It's taken me a long time to decide whether or not to write this post. It's not really about teaching and it's certainly not about second grade. But mostly, I've hesitated because the topic itself is rather serious.
You might remember my big pregnancy announcement over the summer, and that my blogging consistency waned quite a bit as I balanced the end of the year and fatigue.
School started this year as usual, but to my surprise I developed a severe pregnancy complication that meant my 27 week gestation baby needed to be born immediately.
So after just one week of teaching and nearly 13 weeks before my due date, I met my sweet baby boy on September 1st. He was incredibly tiny - he weighed just 1 pound 14 oz and measured just shy of 14 inches. We called upon everyone we knew for as many prayers as they could send and braced ourselves for what was sure to be an emotional journey.
Anyone who has ever known someone who had a premature baby (or was blessed to have one in their family) knows that in the NICU, the nurses and doctors tell parents it's a roller coaster, complete with many ups and downs. For my family, it was no different.
Since he was born, we have struggled with many typical medical issues that brought on emotional trauma and stress. We drive 40 minutes each way, each day to the hospital and spend numerous house by his bedside. But the love we feel for our son is incredible and makes every one of these 77 days (and counting) worth it.
Today he his doing great and is totally adorable! He weighs 5lbs 10oz and feels strong and solid. He's eating bottles and spending more time alert and awake. Holding him is the most incredible feeling in the world.
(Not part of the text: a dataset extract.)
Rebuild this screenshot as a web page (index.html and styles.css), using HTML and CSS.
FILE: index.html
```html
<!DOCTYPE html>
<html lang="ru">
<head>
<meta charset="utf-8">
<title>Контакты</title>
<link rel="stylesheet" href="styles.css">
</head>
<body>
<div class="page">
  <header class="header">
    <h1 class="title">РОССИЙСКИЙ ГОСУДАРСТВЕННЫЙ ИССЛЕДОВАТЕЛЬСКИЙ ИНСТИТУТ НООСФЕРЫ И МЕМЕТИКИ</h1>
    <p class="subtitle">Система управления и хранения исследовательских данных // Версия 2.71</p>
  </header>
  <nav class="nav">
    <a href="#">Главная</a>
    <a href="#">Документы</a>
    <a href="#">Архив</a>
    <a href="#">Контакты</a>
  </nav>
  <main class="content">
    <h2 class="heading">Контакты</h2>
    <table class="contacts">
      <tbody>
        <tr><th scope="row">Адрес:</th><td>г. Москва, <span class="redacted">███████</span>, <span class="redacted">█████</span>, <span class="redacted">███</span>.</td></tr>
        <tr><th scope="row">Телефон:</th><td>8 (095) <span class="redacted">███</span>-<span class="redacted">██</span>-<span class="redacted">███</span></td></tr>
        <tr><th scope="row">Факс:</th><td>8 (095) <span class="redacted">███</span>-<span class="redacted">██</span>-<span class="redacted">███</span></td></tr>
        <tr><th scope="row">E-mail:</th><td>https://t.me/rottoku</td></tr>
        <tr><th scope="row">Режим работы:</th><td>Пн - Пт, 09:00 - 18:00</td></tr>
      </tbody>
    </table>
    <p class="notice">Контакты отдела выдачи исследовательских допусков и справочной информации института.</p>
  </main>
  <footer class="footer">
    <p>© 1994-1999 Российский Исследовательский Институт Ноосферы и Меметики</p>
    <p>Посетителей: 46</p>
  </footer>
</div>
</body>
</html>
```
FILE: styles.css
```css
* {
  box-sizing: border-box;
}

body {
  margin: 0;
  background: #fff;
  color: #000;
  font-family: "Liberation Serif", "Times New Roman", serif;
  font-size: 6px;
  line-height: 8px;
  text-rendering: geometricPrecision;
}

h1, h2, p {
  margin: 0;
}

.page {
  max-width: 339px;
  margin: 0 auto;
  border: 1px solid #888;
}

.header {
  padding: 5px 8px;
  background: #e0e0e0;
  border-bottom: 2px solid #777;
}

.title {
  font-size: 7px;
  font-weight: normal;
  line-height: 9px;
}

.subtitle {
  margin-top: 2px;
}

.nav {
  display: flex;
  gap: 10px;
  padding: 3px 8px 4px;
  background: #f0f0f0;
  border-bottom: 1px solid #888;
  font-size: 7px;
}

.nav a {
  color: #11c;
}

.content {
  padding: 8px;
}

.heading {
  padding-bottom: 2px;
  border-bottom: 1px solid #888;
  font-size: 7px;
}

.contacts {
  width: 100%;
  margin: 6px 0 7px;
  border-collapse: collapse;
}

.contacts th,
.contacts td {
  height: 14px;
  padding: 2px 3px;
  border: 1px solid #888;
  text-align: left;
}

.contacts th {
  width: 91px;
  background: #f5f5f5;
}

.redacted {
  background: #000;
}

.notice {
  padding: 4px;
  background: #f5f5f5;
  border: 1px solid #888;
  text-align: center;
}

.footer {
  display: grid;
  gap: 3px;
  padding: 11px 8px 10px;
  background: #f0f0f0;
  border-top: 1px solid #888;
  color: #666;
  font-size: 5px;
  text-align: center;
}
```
We hope to bring our baby home soon - perhaps by the end of the month - but there really isn't any way to know for sure when he'll be ready. For now we are taking it just one day at a time.
It is very difficult for me to look at the early pictures, but I wanted to share them nonetheless. Having a preemie is really special and I'm sure there are other teachers and moms out there who have walked in these shoes, so I'm putting it all out there. It's not easy, but it's real. Welcome to my little miracle, little g.